I was bullied by a Ryerson student group


Illustration by Hana Shafi

In my second year at Ryerson, I joined a student group that’s supported and funded by the Ryerson Students’ Union.

Feeling acclimatized and accustomed to the commute and the campus, I felt it was time for me to get involved in a student club and make new friends.

Well, that backfired.

Instead of gaining new Twitter followers and invitations to go out, I was bombarded with emails and text messages from the other executives in the club calling me lousy, incompetent and useless.

“Failure to commit to at least 12 hours this week means you might lose your role in this organization,” one text message read.

“We feel that you showcased a lack of enthusiasm, spirit and work ethic, regardless of our efforts to accommodate your needs,” another email read.

A study conducted by Simon Fraser University in March of this year revealed that roughly one in five undergraduate students has been cyberbullied, mostly through Facebook, text messages and email.

I became part of that statistic. While I fully appreciate and understand that signing up to be part of a club requires extra time commitment, the methods adopted by the executive council of the South Asian Alliance demonstrated a dictatorial approach. It wasn’t the evening meetings after class or the early morning commutes to set up for an event that bothered me. Joining a club added purpose to my university experience and made my week more meaningful.

I have not communicated with the current executive council of this club and things might be different now. However, my experience with the team from two years ago was nothing short of disastrous. I still shudder at the thought of bumping into any of them on campus. Just last week I recognized one of them from a distance and walked the other way.

Their efforts to accommodate my needs? The constant texts outlining ultimatums for not helping out enough with event planning took on an air of bullying. This tainted the spirit of the organization completely.

It could have all been avoided had members of the executive team created a collaborative environment and shown more accommodation for conflicting schedules. It’s the leadership of an organization that ultimately creates a culture of co-operation and teamwork. I joined this group to enhance my time at Ryerson. Instead, I felt depreciated and derogated.

The online harassment continued. I tried to ignore it but it became impossible. Sometimes it felt like a bunch of them were sitting in a room together and plotting their next move in my online smear campaign.

The women on the executive team, of which I was a part, would tweet about making plans after class with those who actually went to meetings. I missed one because, God forbid, I had to prepare for an exam. This type of behaviour continued their cycle of exclusionary tactics that intentionally hurt, alienated and intimidated me. Similar instances of passive-aggressive behaviour continued on social media for months.

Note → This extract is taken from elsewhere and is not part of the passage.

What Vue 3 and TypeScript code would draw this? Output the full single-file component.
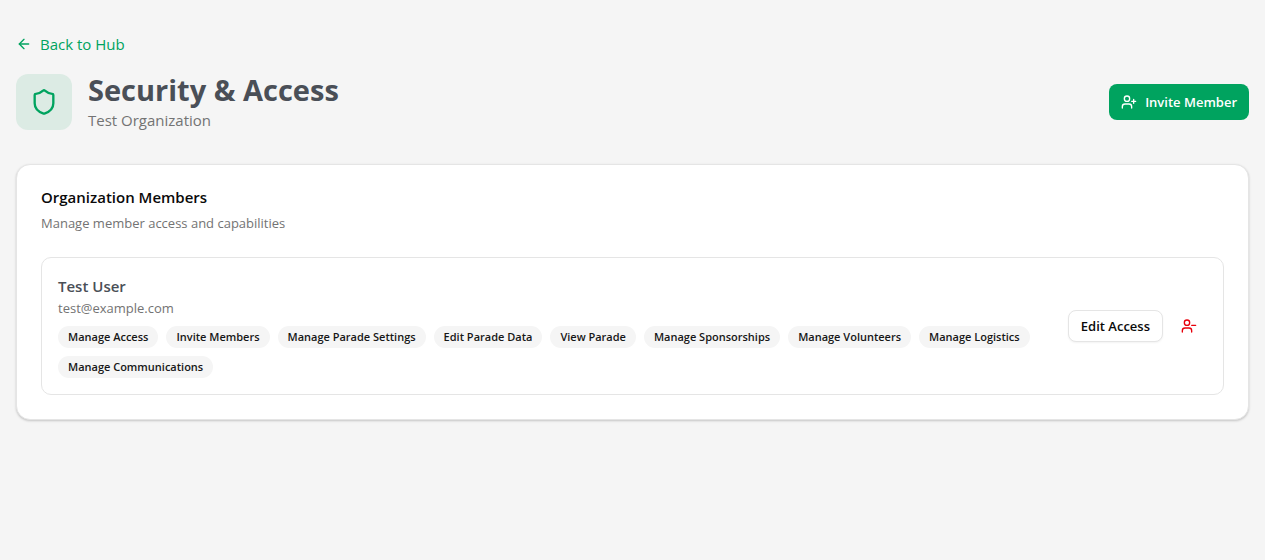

I remember getting threatening texts in the group chats. If I didn’t show up for three days over reading week – yes, reading week – to assist in poster-making and event promotion, I would get kicked out. The president even deferred an exam so he could go early to an event and set up.

After six months of increasing online bullying, I decided to resign from my position as an executive member of the club. I felt like I had no choice. I would be scrolling through Twitter on my phone only to find another subtweet about me. It was taking over my life and destroying my ability to concentrate in class.

How was there no system in place under the RSU to complain about online harassment? Was I the only one who felt this disrespected and distressed?  This club has over 10,000 members across six universities in Ontario. Was it just the Ryerson chapter that needed to be scrutinized? I didn’t know where to turn for help.

Two years later, I spoke with Ryerson’s office of discrimination and harassment prevention to find out what a student should do if they are experiencing online bullying.

“Ryerson’s non-academic student code of conduct is the best first step to turn to when you feel you’ve been victimized,” says Ann Whiteside, a discrimination and harassment prevention officer.

The student code explicitly prohibits any form of behaviour that causes or implies physical and mental harm. There is even a subsection devoted to hazing. Ryerson has also attempted to address the different methods bullies use to remain anonymous.

“This Code will be applied regardless of the medium used for committing misconduct,” the document states.

However, this is still too ambiguous. A quick search for “cyberbullying” in the 27-page document yields zero results. It’s time the post-secondary system realizes and addresses this reality.

Effective Sept. 1, 2012, Ontario became the third province in Canada to implement anti-bullying legislation that included cyberbullying. What are universities waiting for?

What’s worrisome is that many universities seem dubious to the fact that online harassment in higher education should even be considered cyberbullying.

According to a CBC story, a study conducted at Simon Fraser University found that most universities did have policies around student conduct, discrimination and harassment. However, not all were specific to online venues. Ryerson is no exception.

Devising clear-cut policies is a good start, but universities should also put resources into counselling and prevention to reduce cyberbullying.

Fundamental change will only come through a multi-faceted approach involving all levels of the university with a concentrated effort to create a new sense of responsibility around online behaviour. I have my doubts that a law will have any significant impact in the fight against insidious online behaviour unless more educational groundwork is laid.

The 21st-century bully need not rely on just fists and a cruel tongue. Anonymous threats made via social media or through texts is as serious as a threat made in person on campus.

I hope one day these people learn that strength is never garnered through undermining another person or singling out their weakness or inability. Ryerson needs to be part of the solution to this problem, not continue to play a part in it.